The IMF says the unfinished project has pushed Montenegro’s debt ratio from 63pc to 80pc of GDP and is testing fiscal limits. The fallout risks delaying EU accession since the country now breaches Maastricht rules.
In the case of the Hambantota port in Sri Lanka – where the government signed away a 99-year lease after failing to repay Chinese loans – the interest rate on the debt was 6.3pc.
“This is two to three times what the World Bank of the ADB charge. There is a myth out there that Chinese money comes cheap,” said Hillman from CSIS.
“Lending practices are very opaque. One of the best things the Chinese can do at this point is to make the terms of the contracts public, as all the multilateral development banks do,” he said.
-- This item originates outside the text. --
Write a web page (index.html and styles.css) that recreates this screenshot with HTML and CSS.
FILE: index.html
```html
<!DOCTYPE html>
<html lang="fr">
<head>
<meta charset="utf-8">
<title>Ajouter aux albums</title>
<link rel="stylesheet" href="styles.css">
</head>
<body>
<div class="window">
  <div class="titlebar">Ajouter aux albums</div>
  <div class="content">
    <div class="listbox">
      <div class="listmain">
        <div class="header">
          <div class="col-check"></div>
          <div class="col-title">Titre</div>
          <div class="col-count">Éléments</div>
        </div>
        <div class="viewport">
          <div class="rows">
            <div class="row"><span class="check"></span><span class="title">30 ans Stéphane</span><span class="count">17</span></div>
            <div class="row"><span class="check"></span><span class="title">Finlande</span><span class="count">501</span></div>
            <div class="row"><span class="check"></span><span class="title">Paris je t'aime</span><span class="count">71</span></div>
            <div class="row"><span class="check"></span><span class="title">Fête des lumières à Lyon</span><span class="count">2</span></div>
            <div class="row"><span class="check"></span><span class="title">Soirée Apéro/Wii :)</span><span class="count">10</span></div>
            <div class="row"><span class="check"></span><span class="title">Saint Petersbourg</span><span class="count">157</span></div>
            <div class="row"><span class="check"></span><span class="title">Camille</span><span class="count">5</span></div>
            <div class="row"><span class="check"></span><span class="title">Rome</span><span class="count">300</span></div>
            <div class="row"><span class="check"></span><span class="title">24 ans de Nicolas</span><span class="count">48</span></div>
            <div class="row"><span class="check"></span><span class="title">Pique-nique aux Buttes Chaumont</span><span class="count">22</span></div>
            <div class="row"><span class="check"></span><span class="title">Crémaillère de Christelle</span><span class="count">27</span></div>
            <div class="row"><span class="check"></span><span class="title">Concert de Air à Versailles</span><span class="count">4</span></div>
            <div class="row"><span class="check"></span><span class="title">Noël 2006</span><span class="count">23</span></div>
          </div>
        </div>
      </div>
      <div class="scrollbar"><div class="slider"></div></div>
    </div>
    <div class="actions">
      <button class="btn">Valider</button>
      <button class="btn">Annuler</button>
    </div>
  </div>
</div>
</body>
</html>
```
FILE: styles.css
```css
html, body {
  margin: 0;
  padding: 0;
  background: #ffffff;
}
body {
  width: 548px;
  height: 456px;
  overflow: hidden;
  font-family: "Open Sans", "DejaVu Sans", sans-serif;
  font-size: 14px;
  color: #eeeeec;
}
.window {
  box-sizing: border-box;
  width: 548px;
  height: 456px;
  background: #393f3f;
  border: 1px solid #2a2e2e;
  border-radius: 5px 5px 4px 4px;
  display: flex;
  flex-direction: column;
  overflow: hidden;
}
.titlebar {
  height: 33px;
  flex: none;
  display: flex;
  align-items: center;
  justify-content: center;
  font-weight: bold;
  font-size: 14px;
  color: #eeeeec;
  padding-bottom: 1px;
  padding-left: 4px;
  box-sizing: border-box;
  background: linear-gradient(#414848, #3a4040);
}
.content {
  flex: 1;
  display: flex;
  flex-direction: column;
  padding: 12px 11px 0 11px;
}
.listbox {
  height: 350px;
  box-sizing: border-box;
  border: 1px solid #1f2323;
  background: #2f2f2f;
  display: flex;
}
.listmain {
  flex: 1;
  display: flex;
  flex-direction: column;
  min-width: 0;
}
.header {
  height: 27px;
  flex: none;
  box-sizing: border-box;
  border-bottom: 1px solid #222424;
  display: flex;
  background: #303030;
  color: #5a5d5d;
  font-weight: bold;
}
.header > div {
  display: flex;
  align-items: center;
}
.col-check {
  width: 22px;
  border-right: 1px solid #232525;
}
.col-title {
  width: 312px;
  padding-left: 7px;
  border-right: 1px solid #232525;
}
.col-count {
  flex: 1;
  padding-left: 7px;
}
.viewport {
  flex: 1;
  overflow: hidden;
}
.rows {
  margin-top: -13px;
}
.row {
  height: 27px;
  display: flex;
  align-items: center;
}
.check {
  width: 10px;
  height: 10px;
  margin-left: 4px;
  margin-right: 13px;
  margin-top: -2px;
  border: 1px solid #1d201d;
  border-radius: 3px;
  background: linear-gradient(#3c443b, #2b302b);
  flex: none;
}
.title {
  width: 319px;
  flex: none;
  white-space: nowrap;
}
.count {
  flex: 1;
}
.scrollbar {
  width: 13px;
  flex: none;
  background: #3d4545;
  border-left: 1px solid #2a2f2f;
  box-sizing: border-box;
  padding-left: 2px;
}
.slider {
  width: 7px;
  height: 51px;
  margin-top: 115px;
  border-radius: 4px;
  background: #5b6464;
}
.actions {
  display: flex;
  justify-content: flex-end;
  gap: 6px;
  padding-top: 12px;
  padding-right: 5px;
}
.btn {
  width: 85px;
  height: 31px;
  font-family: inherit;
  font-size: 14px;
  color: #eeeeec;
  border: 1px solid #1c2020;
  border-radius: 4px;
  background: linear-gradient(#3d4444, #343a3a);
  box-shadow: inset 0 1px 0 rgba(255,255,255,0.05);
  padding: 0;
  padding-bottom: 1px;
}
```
Perhaps the most bizarre feature of the Belt and Road is that it has become the “lender of last resort” for the construction of coal plants, according to the Institute for Energy Economics and Financial Analysis.
The IEEFA says Chinese lenders – chiefly state banks – are funding $36bn of coal projects across the world that will add 102 gigawatts of coal capacity. Only a third use best practice “ultra-supercritical” technology. This is happening at a time when the World Bank, multilateral bodies and most Western lenders are pulling out of coal altogether, a de minimis measure to avert runaway climate change.
Chinese state entities are deeply involved in the construction and management of the plants. These behemoths are finding a new lease of life abroad as coal curbs tighten at home. “The Belt and Road is an off-ramp for China’s own excess capacity problems. It is often old technology, and these plants will have a shelf life of 30 or even 50 years,” said Hillsman.
They are concentrated in countries such as Bangladesh, Vietnam and Pakistan where solar or wind power are cost competitive and will become cheaper. The debtors risk being stuck with stranded assets within a decade.
The IEEFA says China’s state entities are the chief villains. Private Chinese companies are gravitating to renewable Belt and Road ventures since they are more profitable. It takes active distortion to keep coal going. Beijing is also pushing its high-CO2 coal-to-chemical industry across developing Asia.
President Xi has heeded the criticism. This year’s Belt and Road forum has become a paean to “greenness”.
He is launching an “international green development coalition”. The official report extolled “a way of life and work that is green, low-carbon, circular and sustainable.”